Trustees Issue Georgica Pond Warning

Water body closed to shellfishing after blue-green algae bloom found
The trustees have advised people who use Georgica Pond to keep children and pets away from algae blooms and scum and to rinse with clean water if they are exposed. Morgan McGivern

After detecting heightened levels of blue-green algae during routine testing of Georgica Pond, the East Hampton Town Trustees agreed Thursday evening to temporarily prohibit shellfishing or fishing in the pond and have advised those who use the pond to take precautions when doing so.

"While the toxins at this site are at low levels, preventative measures for all users of the pond should include not swimming or wading near blooms of surface scum, not drinking the water, keeping children and pets away from blooms and scum, [and] rinsing with clean water if exposed," the trustees wrote in a letter to the Georgica Pond Homeowners Association, baymen, and the general public.

Last year, the trustees began testing for water quality and toxic algal blooms in Georgica and other town water bodies. "The results in 2013 had no high levels of toxicity" in Georgica, the trustees wrote Thursday. "However, as of today, July 24, 2014, one sample from Eel Cove tested slightly above the New York State Department of Environmental Conservation level for 'blue-green' algae."

In D.E.C. testing this year, blue-green algae blooms have also been found in Big Reed Pond in Montauk and Lake Agawam and Wickapogue Pond in Southampton, the latter of which had a high level of toxins at the last D.E.C. sampling on July 15, according to the agency's website.

Blue-green algae is the common name for cyanobacteria, which "are naturally present in lakes and streams in low numbers," according to the New York State Department of Environmental Conservation, but can form harmful algal blooms under the right conditions, typically in "nutrient-rich waters" during "hot, calm weather." They produce "toxins that can be harmful to people and animals," the D.E.C. says. Cyanobacteria can "discolor the water or produce floating rafts or scums on the surface of the water," according to the website for the New York State Department of Health.

While there is no data confirming that shellfish, such as crabs, or other marine species in the pond would be affected by the bloom or that consuming that shellfish or fish would be unsafe, the trustees "determined it is in the best interest of the public" to close the pond to shellfishing and fishing until at least Aug. 12.

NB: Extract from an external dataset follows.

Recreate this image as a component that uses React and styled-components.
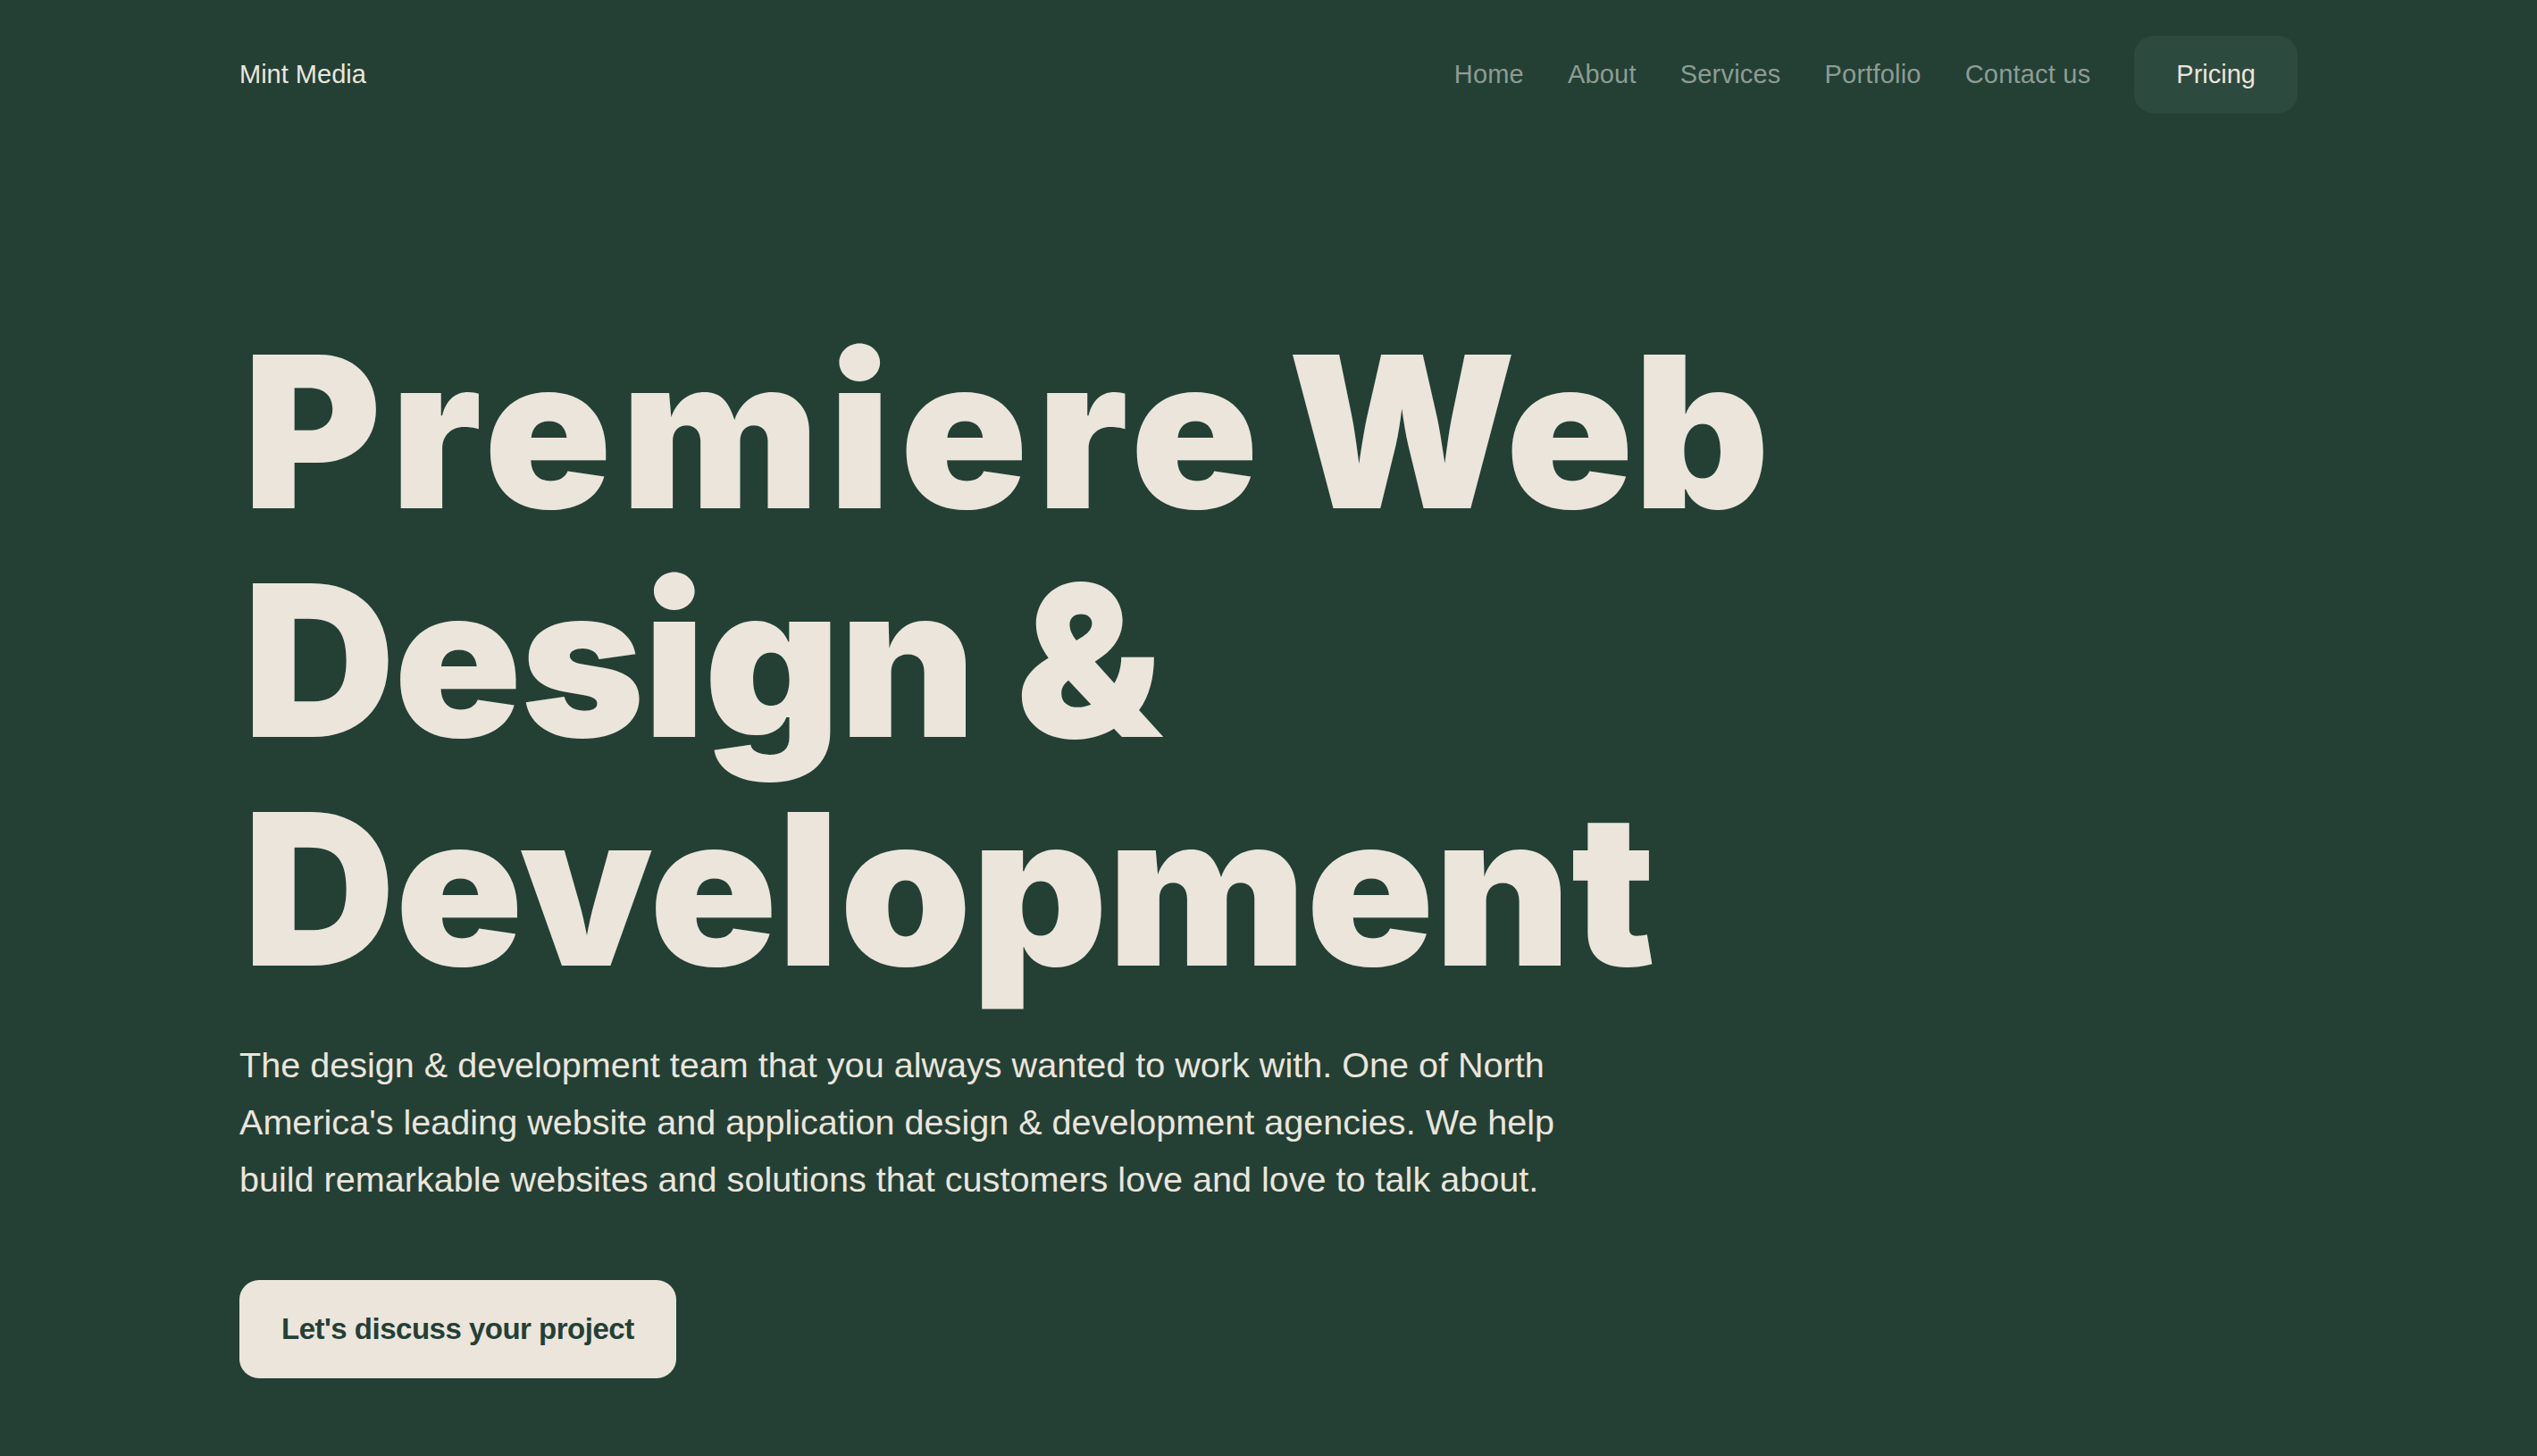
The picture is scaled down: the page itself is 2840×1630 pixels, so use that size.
import React from "react";
import styled, { createGlobalStyle } from "styled-components";

const Global = createGlobalStyle`
  html, body {
    margin: 0;
    padding: 0;
    background: #244035;
  }
  * { box-sizing: border-box; }
`;

const Page = styled.div`
  min-height: 1630px;
  background: #244035;
  color: #ebe5dc;
  font-family: "Liberation Sans", Arial, sans-serif;
`;

const Container = styled.div`
  width: 2304px;
  margin: 0 auto;
`;

const Header = styled.header`
  display: flex;
  align-items: center;
  justify-content: space-between;
  padding-top: 40px;
  height: 127px;
`;

const Logo = styled.a`
  font-size: 29px;
  color: #ebe5dc;
  text-decoration: none;
`;

const Nav = styled.nav`
  display: flex;
  align-items: center;
  gap: 49px;
`;

const NavLink = styled.a`
  font-size: 29px;
  letter-spacing: 0.2px;
  color: #8d9c92;
  text-decoration: none;
`;

const PricingButton = styled.a`
  display: flex;
  align-items: center;
  height: 87px;
  padding: 0 47px;
  border-radius: 22px;
  background: #2d4a3e;
  color: #ebe5dc;
  font-size: 29px;
  text-decoration: none;
`;

const Hero = styled.section`
  padding-top: 228px;
`;

const Title = styled.h1`
  margin: 0 0 0 4px;
  font-family: Inter, "Liberation Sans", sans-serif;
  font-weight: 900;
  font-size: 236px;
  line-height: 256px;
  letter-spacing: 0;
  color: #ebe5dc;
`;

const TitleLine = styled.span`
  display: block;
  white-space: nowrap;
  letter-spacing: ${(p) => p.$track || "0px"};
  word-spacing: ${(p) => p.$wordSpacing || "0px"};
`;

const Word = styled.span`
  letter-spacing: ${(p) => p.$track || "0px"};
`;

const Lead = styled.p`
  margin: 37px 0 0;
  font-size: 39.6px;
  line-height: 64px;
  letter-spacing: 0;
  color: #ebe5dc;
`;

const CTA = styled.a`
  display: inline-flex;
  align-items: center;
  margin-top: 81px;
  height: 110px;
  padding: 0 47px;
  border-radius: 22px;
  background: #ebe5dc;
  color: #244035;
  font-weight: 700;
  font-size: 33px;
  letter-spacing: -0.5px;
  text-decoration: none;
`;

export default function App() {
  return (
    <Page>
      <Global />
      <Container>
        <Header>
          <Logo href="#">Mint Media</Logo>
          <Nav>
            <NavLink href="#">Home</NavLink>
            <NavLink href="#">About</NavLink>
            <NavLink href="#">Services</NavLink>
            <NavLink href="#">Portfolio</NavLink>
            <NavLink href="#">Contact us</NavLink>
            <PricingButton href="#">Pricing</PricingButton>
          </Nav>
        </Header>
        <Hero>
          <Title>
            <TitleLine $wordSpacing="-24px">
              <Word $track="10px">Premiere</Word> Web
            </TitleLine>
            <TitleLine $track="-1.5px">Design &amp;</TitleLine>
            <TitleLine>Development</TitleLine>
          </Title>
          <Lead>
            The design &amp; development team that you always wanted to work with. One of North
            <br />
            America's leading website and application design &amp; development agencies. We help
            <br />
            build remarkable websites and solutions that customers love and love to talk about.
          </Lead>
          <CTA href="#">Let's discuss your project</CTA>
        </Hero>
      </Container>
    </Page>
  );
}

"Rest assured," the trustees' letter says, "mitigation and/or removal practices are and will continue to be discussed by the board of trustees. Unfortunately, there is no quick fix for the toxic or macro algae blooms. However, although no direct link has been defined yet, we encourage all home and property owners surrounding the pond to look at their own upland practices (i.e. aging septic systems, fertilizer use, lack of natural shoreline vegetation) to reduce the risk and potential for blooms in the future."